If there is interest from those archs to support this, I have an
early (un-posted) patch that adds an explicit VM_HUGE flag that could
override the pessemistic arch default. It's not much trouble to add this
to the large system hash allocations. It's very out of date now but I
can at least give what I have to anyone doing an arch support that
wants it.

>
> [snip]
>
>> @@ -2400,6 +2453,7 @@ static inline void set_area_direct_map(const
>> struct vm_struct *area,
>> {
>> int i;
>>
>> + /* HUGE_VMALLOC passes small pages to set_direct_map */
>> for (i = 0; i < area->nr_pages; i++)
>> if (page_address(area->pages[i]))
>> set_direct_map(area->pages[i]);
>> @@ -2433,11 +2487,12 @@ static void vm_remove_mappings(struct
>> vm_struct *area, int deallocate_pages)
>> * map.

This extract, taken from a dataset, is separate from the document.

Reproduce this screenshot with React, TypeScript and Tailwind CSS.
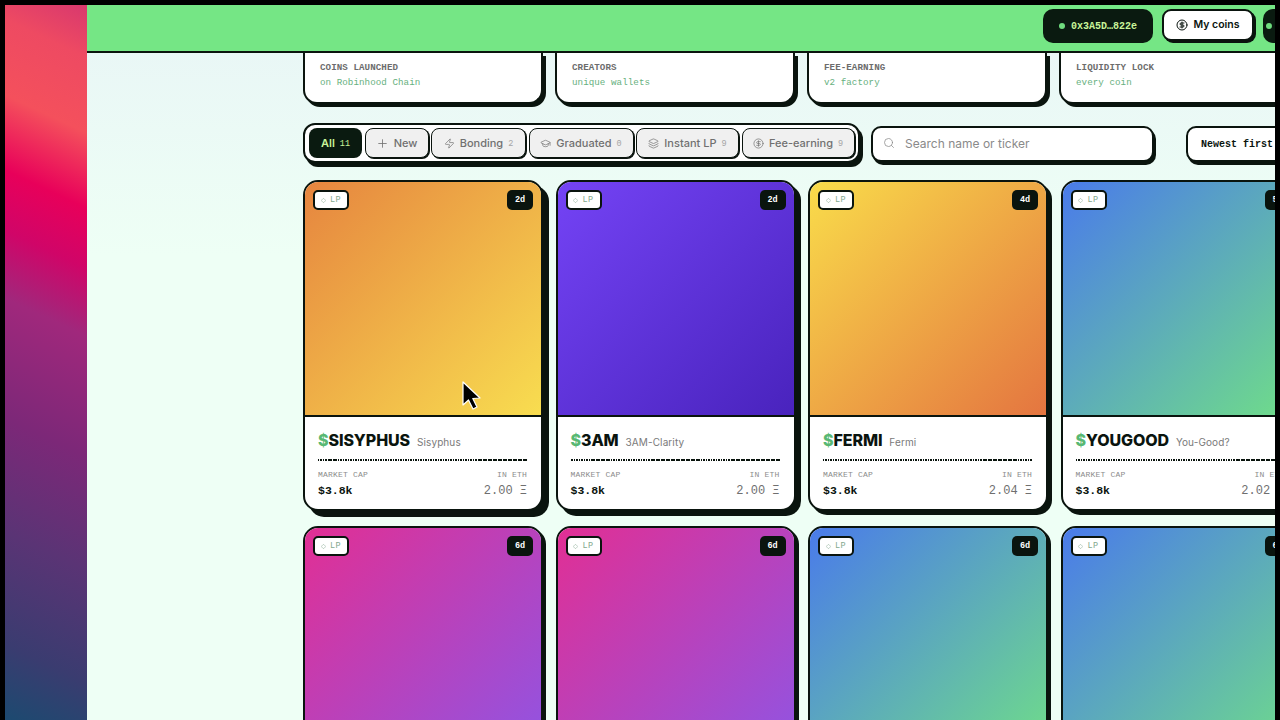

Find the start and end range of the direct mappings to
>> make sure
>> * the vm_unmap_aliases() flush includes the direct map.
>> */
>> - for (i = 0; i < area->nr_pages; i++) {
>> + for (i = 0; i < area->nr_pages; i += 1U << area->page_order) {
>> unsigned long addr = (unsigned long)page_address(area-
>> >pages[i]);
>> if (addr) {
>> + unsigned long page_size = PAGE_SIZE << area-
>> >page_order;
>> start = min(addr, start);
>> - end = max(addr + PAGE_SIZE, end);
>> + end = max(addr + page_size, end);
>> flush_dmap = 1;
>> }
>> }
>
> The logic around this is a bit tangled. The reset of the direct map has
> to succeed, but if the set_direct_map_() functions require a split they
> could fail. For x86, set_memory_ro() calls on a vmalloc alias will
> mirror the page size and permission on the direct map and so the direct
> map will be broken to 4k pages if it's a RO vmalloc allocation.
>
> But after this, module vmalloc()'s could have large pages which would
> result in large RO pages on the direct map. Then it could possibly fail
> when trying to reset a 4k page out of a large RO direct map mapping.
>
> I think either module allocations need to be actually excluded from
> having large pages (seems like you might have seen other issues as
> well?), or another option could be to use the changes here:
> https://lore.kernel.org/lkml/20201125092208.12544-4-rppt@xxxxxxxxxx/
> to reset the direct map for a large page range at a time for large
> vmalloc pages.
>

Right, x86 would have to do something about that before enabling.
A VM_HUGE flag might be quick and easy but maybe other options are not
too difficult.

Thanks,
Nick